When Charlie Kirk was murdered by what appears to have been a young gunman of still uncertain motive, the immediate instinct across much of public life was to call for collective mourning. Government officials spoke solemnly of his death. Citizens who reacted harshly — even those who disagreed deeply with Kirk’s politics — were urged to show restraint. For a civilian political figure, he was granted a striking degree of public reverence.
Many Americans disagreed deeply with his politics. Yet they were asked to respond with patience and empathy, to pause before judgment, and to recognize the gravity of a life taken violently.
This week offers an instructive contrast.
After American strikes against Iran, the White House expressed anger that news organizations published the names of Americans killed overseas in the aftermath. At the same time, the public has been warned that further deaths may follow — and that even if the consequences of war eventually reach our own shores, such losses must be understood as part of the cost of conflict.
Death does not become less tragic because it occurs under different circumstances. Each name represents a family notified in the middle of the night, a hometown that suddenly appears in the news for the worst possible reason. When war begins, the deaths it produces quickly move from personal tragedy into the category of strategic necessity. They are acknowledged, but quickly absorbed into the language of strategy and national purpose.
That tension deserves careful attention. Citizens can mourn the violent death of a public figure and still reserve the right to ask difficult questions about war. Governments may honor the fallen, but they cannot dictate the hierarchy of grief.

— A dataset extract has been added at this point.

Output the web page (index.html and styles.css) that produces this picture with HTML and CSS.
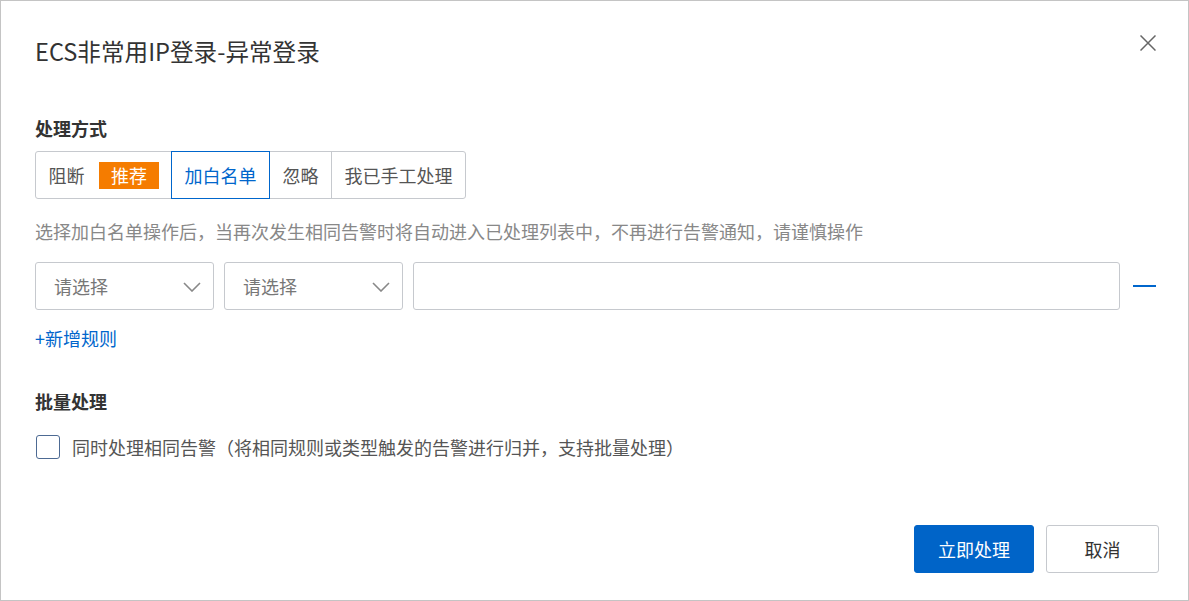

Americans must ultimately decide for themselves whom they regard as heroes and which deaths demand reflection. Public memory is rarely formed in the first hours after tragedy, and it should not be directed solely from the podium of government.
News organizations, imperfect though they may be, play an essential role in preserving that independence. They decide what is reported and what remains unseen. Their readers, in turn, decide what deserves attention.
A free society requires that both choices remain open to its citizens.